When we visited the Freedom Monument Sculpture Park on day two, I paused before each sculpture to “hear” the millions of screams and cries for help from slaves who communicated with me from their watery graves in the Atlantic Ocean, from unmarked graves, from the end of hangmen’s nooses, from smoldering ashes.
I think that the word “clairvoyant” most aptly describes the 6-foot sculpture of the shackled slave I stood next to at my first stop. It was if he was quietly asking – begging – me not to let the world forget one of history’s most infamous examples of man’s inhumanity against man…the institution of slavery in America.
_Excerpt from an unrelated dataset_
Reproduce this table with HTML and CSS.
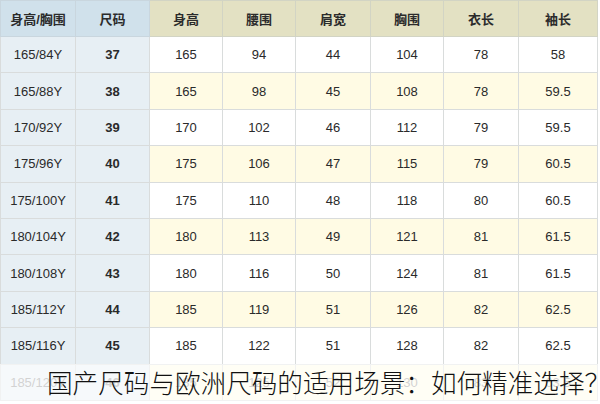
FILE: index.html
```html
<!DOCTYPE html>
<html lang="zh">
<head>
<meta charset="utf-8">
<link rel="stylesheet" href="styles.css">
</head>
<body>
<div class="page">
  <table class="size-table">
    <colgroup>
      <col class="c1"><col class="c2"><col class="c3"><col class="c4"><col class="c5"><col class="c6"><col class="c7"><col class="c8">
    </colgroup>
    <thead>
      <tr>
        <th class="key">身高/胸围</th><th class="key">尺码</th><th>身高</th><th>腰围</th><th>肩宽</th><th>胸围</th><th>衣长</th><th>袖长</th>
      </tr>
    </thead>
    <tbody>
      <tr><td class="key">165/84Y</td><td class="key b">37</td><td>165</td><td>94</td><td>44</td><td>104</td><td>78</td><td>58</td></tr>
      <tr class="alt"><td class="key">165/88Y</td><td class="key b">38</td><td>165</td><td>98</td><td>45</td><td>108</td><td>78</td><td>59.5</td></tr>
      <tr><td class="key">170/92Y</td><td class="key b">39</td><td>170</td><td>102</td><td>46</td><td>112</td><td>79</td><td>59.5</td></tr>
      <tr class="alt"><td class="key">175/96Y</td><td class="key b">40</td><td>175</td><td>106</td><td>47</td><td>115</td><td>79</td><td>60.5</td></tr>
      <tr><td class="key">175/100Y</td><td class="key b">41</td><td>175</td><td>110</td><td>48</td><td>118</td><td>80</td><td>60.5</td></tr>
      <tr class="alt"><td class="key">180/104Y</td><td class="key b">42</td><td>180</td><td>113</td><td>49</td><td>121</td><td>81</td><td>61.5</td></tr>
      <tr><td class="key">180/108Y</td><td class="key b">43</td><td>180</td><td>116</td><td>50</td><td>124</td><td>81</td><td>61.5</td></tr>
      <tr class="alt"><td class="key">185/112Y</td><td class="key b">44</td><td>185</td><td>119</td><td>51</td><td>126</td><td>82</td><td>62.5</td></tr>
      <tr><td class="key">185/116Y</td><td class="key b">45</td><td>185</td><td>122</td><td>51</td><td>128</td><td>82</td><td>62.5</td></tr>
      <tr class="alt faded"><td class="key">185/120Y</td><td class="key b">46</td><td>185</td><td>125</td><td>52</td><td>130</td><td>83</td><td>63.5</td></tr>
    </tbody>
  </table>
  <div class="caption">国产尺码与欧洲尺码的适用场景：如何精准选择？</div>
</div>
</body>
</html>
```
FILE: styles.css
```css
html, body {
  margin: 0;
  padding: 0;
  background: #ffffff;
}
.page {
  position: relative;
  width: 600px;
  height: 404px;
  overflow: hidden;
  font-family: "Liberation Sans", "Noto Sans CJK SC", sans-serif;
}
.size-table {
  border-collapse: collapse;
  table-layout: fixed;
  width: 597px;
  font-size: 13px;
  color: #2a2a2a;
}
.c1 { width: 75px; }
.c2 { width: 74px; }
.c3 { width: 73px; }
.c4 { width: 73px; }
.c5 { width: 75px; }
.c6 { width: 73px; }
.c7 { width: 75px; }
.c8 { width: 79px; }
.size-table th,
.size-table td {
  border: 1px solid #d9dcdc;
  text-align: center;
  padding: 0;
}
.size-table thead th {
  height: 35px;
  font-weight: bold;
  background: #e3e1c3;
  color: #2b2b2b;
  border-color: #d2d4c4;
}
.size-table thead th.key {
  background: #d0e1eb;
  border-color: #c9d6de;
}
.size-table tbody td {
  height: 35.4px;
  background: #ffffff;
}
.size-table tbody tr.alt td {
  background: #fffbe4;
}
.size-table tbody td.key,
.size-table tbody tr.alt td.key {
  background: #e7eff4;
}
.size-table td.b {
  font-weight: bold;
}
.size-table tbody tr.faded td {
  color: #8a8a8a;
}
.caption {
  position: absolute;
  left: 0;
  right: 0;
  top: 364px;
  bottom: 0;
  padding-left: 47px;
  background: rgba(255, 255, 255, 0.62);
  font-family: "Noto Sans CJK SC", sans-serif;
  font-size: 25.6px;
  font-weight: 300;
  line-height: 36px;
  color: #111111;
  white-space: nowrap;
}
```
Well, a promise made, a promise I intend to keep was the commitment I walked away with from my brother from another epoch. The “do not touch” sign – and my cautious wife nearby – was what discouraged me from giving my brother a fist bump before moving up the sidewalk to another exhibit.
In closing and in parting, for me the realization set in that those powerful museums and monuments exist to pull off the cover of history and bring our sordid past of slavery into a present that prefers to cover its collective ears, to demean it as “wokeness,” DEI or some other nonsensical boogeyman.
But like it or not, the institution of slavery cannot be erased, is deeply internalized and is irretrievable like hardened cement into our national psych and impossible to forget…..whether we want to or not.
In the end, let this narrative sink in before you move on!